FCA extends climate disclosure rules to more firms

The Financial Conduct Authority is planning to extend climate-related disclosures to more listed companies as well as to asset managers and life insurers.
The regulator introduced disclosure rules for premium-listed companies in December and plans to extend the requirement to standard-listed companies. Asset managers, life insurers and regulated pension providers will also have to make disclosures.

Sheldon Mills, the FCA’s executive director of consumer and competition, said: “Managing the risks of climate change and transitioning to a cleaner and less carbon-intensive economy will require high quality information on how climate-related risks and opportunities are being managed throughout the investment chain.”

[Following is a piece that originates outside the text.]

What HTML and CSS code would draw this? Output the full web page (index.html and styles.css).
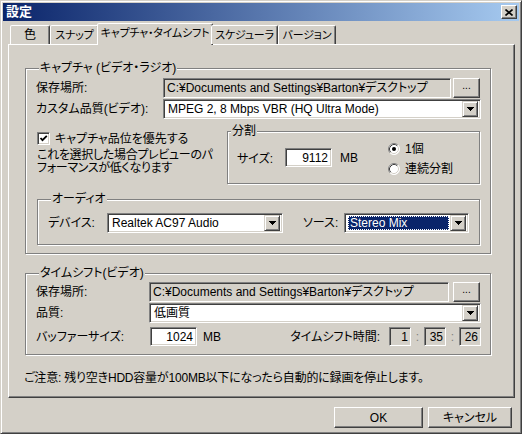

The rules are based on recommendations produced by the international Taskforce on Climate-related Financial Disclosures which reported in 2017. The guidelines cover risk management, governance, strategy, metrics and targets.

The FCA said the proposed rules are designed to help make sure that the right information on climate-related risks and opportunities is available along the investment chain – from companies to financial services firms and clients and consumers. It said the disclosures should help encourage investment in more sustainable projects and activities in line with the government’s request that the FCA acts on the UK’s goal to be net-zero by 2050.

The FCA is inviting feedback to both consultations by 10 September 2021 and intends to confirm its final policy on climate-related disclosures before the end of 2021.